# Pear wood pipes?



## Pipehoarder (Sep 27, 2008)

Hello, all. Firstly I want to thank you guys for the great information and tips that I've been reading for quite a while now. I have finally stopped lurking because I can't seem to find much info on fruit wood pipes, and it's driving me crazy. I have not had much luck finding cobs in the UK, but one reputable merchant does sell comparably priced pear wood pipes. They are beautiful looking pieces, and I'm wondering whether anyone here has had any experience with pear pipes, or whether they might be able to enlighten me about life beyond briar wood. I am suspicious because the pipes almost look too good to be priced anything like a cob. I also imagine they would take some breaking in. Even if that squanders all the utility of cobs, the idea of a cheap knock-around or two would still be appealing (to me anyway).

Thanks!


----------



## tzilt (Nov 20, 2007)

This does not in any way answer your question but I found this...

http://store.pipesandcigars.com/brogpipes.html

"Mr Brog offers 10 models of briar pipes and 10 models made of wild pear, wild cherry, ond other unexpectated materials, smooth and rusticated, polished with natural waxes only."​


Edit: Oops. I also meant to say: Welcome to CS!


----------



## Mad Hatter (Apr 8, 2007)

I read an artical by an American pipe carver a few months ago. He's experimented over the years with numerous native woods for making pipes for himself and friends. Some he liked and others not so much but he held the belief that any wood could be used to make pipes so long as you could get cake to faster than you charred the inside of the chamber. I'm sure pear being a native hardwood saw its day as being commonly used in pipemaking but the introduction of briar led to its overshadowing other pipemaking materials. If I remember the author's notes on pear it added a hint of sweetness to the smoke intil the cake was built.


----------



## Mister Moo (Sep 8, 2005)

Hardwood is hardwood, more or less. Pipes have been made from oak, cherry and plenty more than briar. Pear pipes appear to be a Ukrainian production thing at the moment; nice looking, some, and pretty inexpensive.
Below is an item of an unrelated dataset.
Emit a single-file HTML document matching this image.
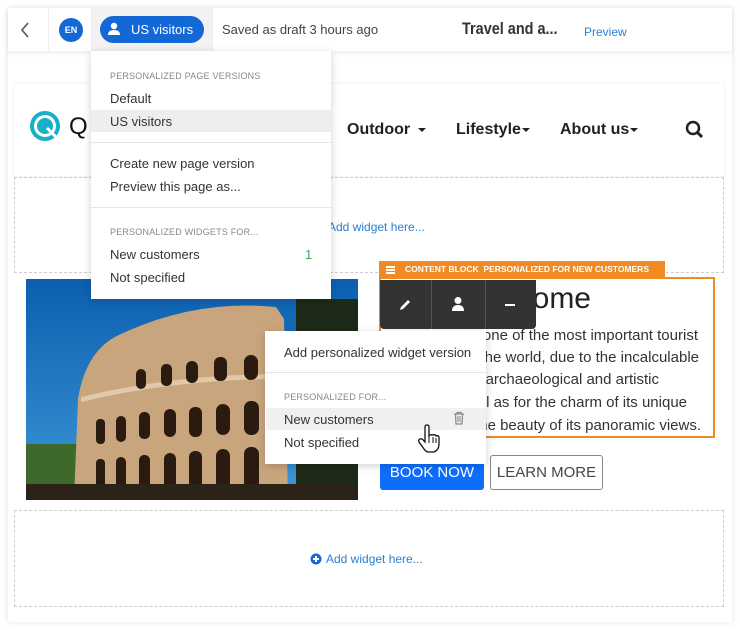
<!DOCTYPE html>
<html><head><meta charset="utf-8"><style>
*{box-sizing:border-box;margin:0;padding:0}
body{width:740px;height:630px;background:#fff;font-family:"Liberation Sans",sans-serif;position:relative;overflow:hidden;color:#333}
.abs{position:absolute}
.panel{left:8px;top:8px;width:724px;height:614px;background:#fff;box-shadow:0 0 6px rgba(0,0,0,.12)}
.topbar{left:8px;top:8px;width:724px;height:43px;background:#fff;box-shadow:0 2px 4px rgba(0,0,0,.08)}
.menu{background:#fff;box-shadow:0 2px 8px rgba(0,0,0,.18);font-size:13px;color:#333}
.lbl{font-size:9px;color:#888;letter-spacing:.2px}
.dash{border:1px dashed #ccc}
.nav{font-weight:bold;font-size:16px;color:#222;white-space:nowrap}
.car{display:inline-block;width:0;height:0;border-left:4px solid transparent;border-right:4px solid transparent;border-top:4px solid #222;vertical-align:middle;margin-left:3px}
.para{font-size:15px;color:#333;white-space:nowrap;text-align:right;position:absolute;right:0}
</style></head><body>
<div class="abs panel"></div>
<div class="abs topbar"></div>
<div class="abs" style="left:48px;top:8px;width:1px;height:43px;background:#eee"></div>
<svg class="abs" style="left:19px;top:21px" width="12" height="18"><path d="M9 2 L3 9 L9 16" stroke="#555" stroke-width="1.6" fill="none"/></svg>
<div class="abs" style="left:59px;top:18px;width:24px;height:24px;border-radius:50%;background:#1468d6;color:#fff;font-size:9px;font-weight:bold;text-align:center;line-height:24px">EN</div>
<div class="abs" style="left:91px;top:8px;width:122px;height:43px;background:#f2f2f2"></div>
<div class="abs" style="left:100px;top:16px;width:104px;height:27px;border-radius:14px;background:#1468d6;color:#fff;font-size:13px;line-height:27px;padding-left:31px">US visitors</div>
<svg class="abs" style="left:107px;top:22px" width="14" height="14"><circle cx="7" cy="4" r="3.2" fill="#fff"/><path d="M1 13 Q1 8 7 8 Q13 8 13 13Z" fill="#fff"/></svg>
<div class="abs" style="left:222px;top:22px;font-size:13px;color:#444">Saved as draft 3 hours ago</div>
<div class="abs" style="left:462px;top:19px;font-size:17px;font-weight:bold;color:#333;transform:scaleX(.85);transform-origin:left;white-space:nowrap">Travel and a...</div>
<div class="abs" style="left:584px;top:25px;font-size:12px;color:#2a7fd4">Preview</div>

<div class="abs" style="left:14px;top:84px;width:710px;height:92px;background:#fff;box-shadow:0 0 3px rgba(0,0,0,.1)"></div>
<svg class="abs" style="left:29px;top:110px" width="34" height="34"><circle cx="16" cy="16" r="13" fill="none" stroke="#16b0c8" stroke-width="4"/><circle cx="16" cy="16" r="8" fill="#16b0c8"/><path d="M18 18 L28 28" stroke="#fff" stroke-width="3"/></svg>
<div class="abs" style="left:69px;top:113px;font-size:24px;color:#111">Q</div>
<div class="abs nav" style="left:347px;top:121px">Outdoor <span class="car"></span></div>
<div class="abs nav" style="left:456px;top:121px">Lifestyle<span class="car" style="margin-left:1px"></span></div>
<div class="abs nav" style="left:560px;top:121px">About us<span class="car" style="margin-left:1px"></span></div>
<svg class="abs" style="left:685px;top:120px" width="20" height="20"><circle cx="8" cy="8" r="6" fill="none" stroke="#222" stroke-width="2.5"/><path d="M12 12 L17 17" stroke="#222" stroke-width="3"/></svg>

<div class="abs dash" style="left:14px;top:177px;width:710px;height:96px"></div>
<div class="abs" style="left:328px;top:220px;font-size:12px;color:#2a7fd4">Add widget here...</div>

<svg class="abs" style="left:26px;top:279px" width="332" height="221">
<defs><linearGradient id="sky" x1="0" y1="0" x2="0" y2="1"><stop offset="0" stop-color="#0b5fae"/><stop offset="1" stop-color="#3d97d8"/></linearGradient></defs>
<rect width="332" height="221" fill="url(#sky)"/>
<rect x="0" y="165" width="60" height="56" fill="#3d6a2a"/>
<rect x="270" y="20" width="62" height="201" fill="#1e2a18"/>
<path d="M48 221 L52 120 Q60 70 95 55 Q170 20 250 28 L258 40 L262 221Z" fill="#c9a57e"/>
<path d="M55 118 Q150 95 258 95 L258 100 Q150 100 55 123Z" fill="#e0c8a8"/>
<g fill="#2a1a10">
<rect x="110" y="90" width="10" height="20" rx="5"/><rect x="135" y="85" width="11" height="22" rx="5"/><rect x="160" y="82" width="12" height="22" rx="6"/><rect x="188" y="78" width="13" height="24" rx="6"/><rect x="218" y="76" width="14" height="25" rx="7"/>
<rect x="70" y="140" width="9" height="25" rx="4"/><rect x="90" y="137" width="10" height="26" rx="5"/><rect x="113" y="133" width="11" height="27" rx="5"/><rect x="138" y="130" width="12" height="28" rx="6"/><rect x="163" y="128" width="13" height="30" rx="6"/><rect x="190" y="125" width="14" height="31" rx="7"/><rect x="218" y="122" width="15" height="34" rx="7"/>
<rect x="70" y="180" width="9" height="30" rx="4"/><rect x="90" y="178" width="10" height="32" rx="5"/><rect x="113" y="176" width="11" height="34" rx="5"/><rect x="138" y="174" width="12" height="36" rx="6"/><rect x="163" y="172" width="13" height="38" rx="6"/><rect x="190" y="170" width="14" height="40" rx="7"/><rect x="218" y="168" width="15" height="42" rx="7"/>
</g>
<rect x="0" y="205" width="332" height="16" fill="#2b2218"/>
</svg>

<div class="abs" style="left:379px;top:261px;width:286px;height:16px;background:#f08a24;color:#fff;font-size:8.5px;line-height:16px;padding-left:26px;white-space:nowrap;font-weight:600">CONTENT BLOCK&nbsp;&nbsp;<b>PERSONALIZED FOR NEW CUSTOMERS</b></div>
<div class="abs" style="left:386px;top:266px;width:9px;height:1.5px;background:#fff;box-shadow:0 3px 0 #fff,0 6px 0 #fff"></div>
<div class="abs" style="left:379px;top:277px;width:336px;height:161px;border:2px solid #f08a24"></div>
<div class="abs" style="left:480px;top:282px;width:111px;font-size:30px;text-align:right;color:#222">Rome</div>
<div class="abs" style="left:486px;top:320px;width:227px;height:116px;overflow:hidden">
<div class="para" style="right:15px;top:7px">Rome is one of the most important tourist</div>
<div class="para" style="right:14px;top:29px">destinations in the world, due to the incalculable</div>
<div class="para" style="right:54px;top:51px">immensity of its archaeological and artistic</div>
<div class="para" style="right:26px;top:74px">treasures, as well as for the charm of its unique</div>
<div class="para" style="right:12px;top:97px">traditions and the beauty of its panoramic views.</div>
</div>
<div class="abs" style="left:380px;top:280px;width:156px;height:49px;background:#333;border-radius:0 0 4px 4px"></div>
<div class="abs" style="left:431px;top:280px;width:1px;height:49px;background:#555"></div>
<div class="abs" style="left:485px;top:280px;width:1px;height:49px;background:#555"></div>
<svg class="abs" style="left:398px;top:298px" width="14" height="14"><path d="M2 12 L3 9 L10 2 L12 4 L5 11Z" fill="#fff"/></svg>
<svg class="abs" style="left:451px;top:296px" width="14" height="16"><circle cx="7" cy="4.5" r="3.5" fill="#fff"/><path d="M1 15 Q1 9 7 9 Q13 9 13 15Z" fill="#fff"/></svg>
<div class="abs" style="left:505px;top:304px;width:10px;height:2px;background:#fff"></div>

<div class="abs" style="left:380px;top:455px;width:104px;height:35px;background:#0d6efd;border-radius:3px;color:#fff;font-size:15px;text-align:center;line-height:35px">BOOK NOW</div>
<div class="abs" style="left:490px;top:455px;width:113px;height:35px;border:1px solid #888;border-radius:3px;color:#444;font-size:15px;text-align:center;line-height:33px">LEARN MORE</div>

<div class="abs dash" style="left:14px;top:510px;width:710px;height:97px"></div>
<svg class="abs" style="left:310px;top:553px" width="12" height="12"><circle cx="6" cy="6" r="5.5" fill="#1468d6"/><path d="M6 3V9M3 6H9" stroke="#fff" stroke-width="2"/></svg>
<div class="abs" style="left:326px;top:552px;font-size:12px;color:#2a7fd4">Add widget here...</div>

<div class="abs menu" style="left:91px;top:51px;width:240px;height:248px"></div>
<div class="abs lbl" style="left:110px;top:71px">PERSONALIZED PAGE VERSIONS</div>
<div class="abs" style="left:110px;top:91px;font-size:13px">Default</div>
<div class="abs" style="left:91px;top:110px;width:240px;height:22px;background:#eee"></div>
<div class="abs" style="left:110px;top:114px;font-size:13px">US visitors</div>
<div class="abs" style="left:91px;top:142px;width:240px;height:1px;background:#e5e5e5"></div>
<div class="abs" style="left:110px;top:156px;font-size:13px">Create new page version</div>
<div class="abs" style="left:110px;top:179px;font-size:13px">Preview this page as...</div>
<div class="abs" style="left:91px;top:207px;width:240px;height:1px;background:#e5e5e5"></div>
<div class="abs lbl" style="left:110px;top:227px">PERSONALIZED WIDGETS FOR...</div>
<div class="abs" style="left:110px;top:247px;font-size:13px">New customers</div>
<div class="abs" style="left:305px;top:247px;font-size:13px;color:#3aaa5a">1</div>
<div class="abs" style="left:110px;top:270px;font-size:13px">Not specified</div>

<div class="abs menu" style="left:265px;top:331px;width:221px;height:133px"></div>
<div class="abs" style="left:284px;top:345px;font-size:13px">Add personalized widget version</div>
<div class="abs" style="left:265px;top:372px;width:221px;height:1px;background:#e5e5e5"></div>
<div class="abs lbl" style="left:284px;top:392px">PERSONALIZED FOR...</div>
<div class="abs" style="left:266px;top:408px;width:220px;height:22px;background:#f0f0f0"></div>
<div class="abs" style="left:284px;top:412px;font-size:13px">New customers</div>
<svg class="abs" style="left:453px;top:411px" width="12" height="14"><path d="M1 3H11M4 3V1.5H8V3M2.5 3.5L3 13H9L9.5 3.5" stroke="#888" stroke-width="1.2" fill="none"/><path d="M5 5V11M7 5V11" stroke="#888"/></svg>
<div class="abs" style="left:284px;top:435px;font-size:13px">Not specified</div>
<svg class="abs" style="left:416px;top:424px" width="26" height="30"><path d="M9 3 Q9 1 11 1 Q13 1 13 3 V12 Q15 10 17 11 Q19 10 20 12 Q22 11 23 13 V20 Q23 26 18 28 H13 Q10 28 8 25 L3 18 Q2 16 4 15 Q6 14 8 17 L9 18Z" fill="#fff" stroke="#111" stroke-width="1.3"/><path d="M13 13V19M17 13V19M20 14V19" stroke="#111" stroke-width="1"/></svg>
</body></html>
I don't guess Ukrainian pear carvers are pulling the attention (OR the Euros) that Dunhill manages. For $7.00how wrong can you go?  Cobs might burn a little cooler and drier but cobs you do not have. Be the first pear man on our block!

http://pipedia.org/index.php?title=Pear_Wood


----------



## Rolando (Jul 17, 2008)

I might try to get one myself.


----------



## Pipehoarder (Sep 27, 2008)

Thanks so much for the responses. I think I'll give one a shot. The irony about all this is that I could be worrying about the pipe material but end up with something that has an airhole the size of a needle - or just no airhole at all. Hopefully not! I suppose whenever I see something that looks so nice for so little money, I'm naturally sceptical (I need to buy some good American optimism). Ideally the price has more to do with marketing or demand than its (lack of?) smokeability. I'll definitely let you know when I get one, if it doesn't split in half and burn my house down. I may never look at pears the same way again.


----------



## Mister Moo (Sep 8, 2005)

Pipehoarder said:


> ...(I need to buy some good American optimism)...


Great time to get GAO. It's down to 2 1/4 since the market opened. Maybe better to invest in pear pipes, pear brandy or even slivowitz this year.


----------



## DubintheDam (Jun 5, 2007)

I've seen those Eastern European pear wood pipes on Ebay...they look like one heck of bargain...I'd say buy one and tell all later....

I have an Olivewood pipe (Tom Spanu) which smokes very well...so the idea that only briar is good for tobacco pipes is a no-goer.:tu


----------



## EvanS (Dec 29, 2006)

I say "get one". No doubt the graining and looks of some of the non-briar pipes are VERY appealing to my eye. I have never had a fruit wood pipe but I do have an olive pipe that is gorgeous and truly a wonderful smoker...both in construction as well as wood performance. The only thing I can add is that a fruit wood pipe may very well impart a distinctive flavor to the smoke, so your subtle VA and Burleys might not taste like you expect. Matter of fact my olive pipe has been dedicated to strong Latakia blends as the olive really does impart an olive oil flavor to the smoke. This flavor was too much for VA and Burley but with the smokey flavor of Latakia I find that it makes the tobacco taste like it was buttered. I love it.

Keep us up on how this works for you


----------